AMAN Secretary General Abdon Nababan said: “Publishing the Indonesian edition is really important because it can be read by indigenous peoples managing the forests whose stories are in the book, it will motivate other indigenous people to document their own accounts of safeguarding forests, and it will motivate development planners and local and national-level policymakers currently drafting a new forest management regime for Indonesia which is more just and sustainable.”

DTE Coordinator Cathy Scott said: “The original English language edition of Forests for the Future was designed to engage with an international audience so that indigenous ways of forest management become better known and get the recognition and respect they deserve. We very much hope that this Indonesian edition which is now being presented to a “home” audience can help spread this positive message inside Indonesia.”

Forests for the Future avoids romanticising the indigenous way of life.  Instead it presents lessons learned from communities striving to meet today's economic and political challenges.
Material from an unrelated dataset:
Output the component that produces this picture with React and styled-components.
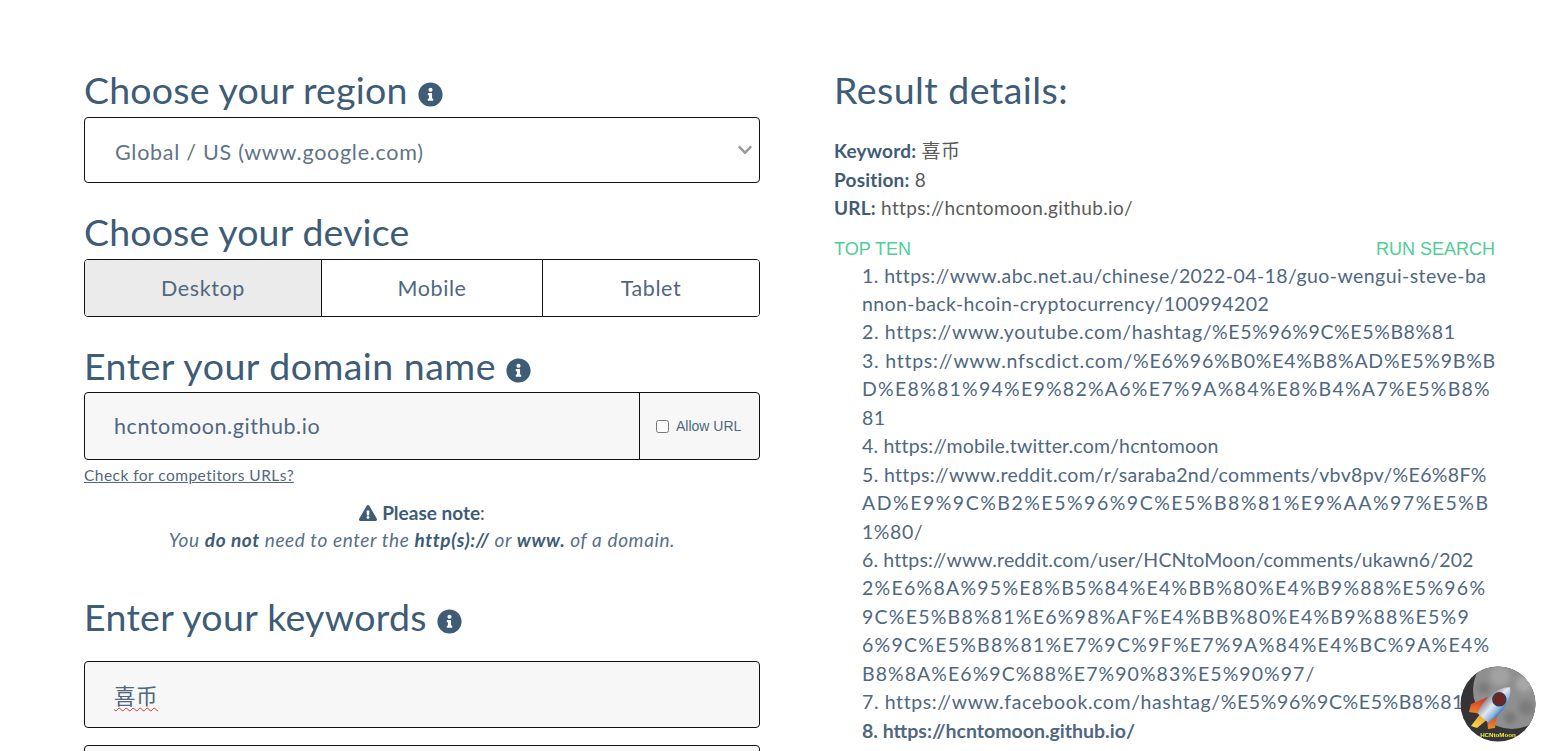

The book aims to assist efforts to develop community-based models which present a more achievable, viable and just way of addressing the challenges of sustainability, poverty reduction and upholding the rights of indigenous peoples.


Forests for the Future is published by Indonesia’s Indigenous Peoples’ Alliance, AMAN, and Down to Earth. The Indonesian online version of the book can be downloaded from DTE's website here.

The English edition of the book Forests for the Future was published by AMAN and DTE in 2009.